The definitive truth on this comes courtesy of Ed’s First Law of Economics: “Poor countries aren’t messed up because they’re poor. They’re poor because they’re messed up.”
That’s given us a useful way to weed out a lot of the gibberish surrounding so called “developing” countries, which seem to be better at developing AIDS and Hepatitis than developing free and efficient markets.
At issue, both in those countries and even right here at home in Saipan, is often the low productivity of labor.

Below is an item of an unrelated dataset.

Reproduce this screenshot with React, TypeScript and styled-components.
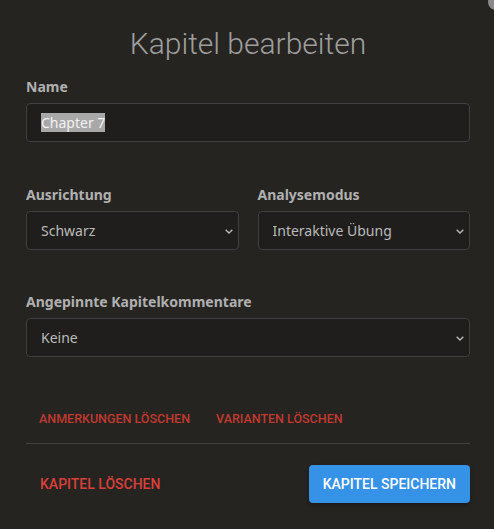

As for the CNMI, reliable statistics are hard to come by, but if we take the preliminary results of a U.S. Census Bureau study for 1997, the average economic output per resident here is about half of what it is in the United States.
Got that? Half.
It takes two of us to equal the production of one person in the United States. If you want to know why wages here are generally lower than U.S. levels, there’s your answer.
Meanwhile, the CNMI continues to discourage economic activity by cockeyed policies and crooked dealings. The theory seems to be that if we cripple business, cripple the alien labor pool, and cripple the investment environment, that those of use who aren’t alien laborers will somehow get a financial windfall…and then we can afford to play darts seven days a week instead of the usual three! Ah, paradise!
Well, it won’t work…and here, to prove it, is the long-awaited Ed’s Second Law of Economics: “You can’t make the unproductive productive by making the productive unproductive.”
In the coming year, you’ll see a lot of local policies aimed at reducing the productivity of the productive, because the non-economist economists think it will somehow magically make the unproductive people richer. And if that sounds pretty messed up to you, well, then we’ve come full circle to Ed’s First Law.
All the laws, schemes, ideas, crusades, and policies that we’ll see won’t better the local economic situation unless the productivity of labor here increases. And that means a lot of people would have to hold real jobs, produce real goods and services, engage in real economic production, and earn paychecks that are roughly on par with the value of their economic output. Do you think that will happen? Your answer to that question is an economic compass; it shows you which path the CNMI is taking.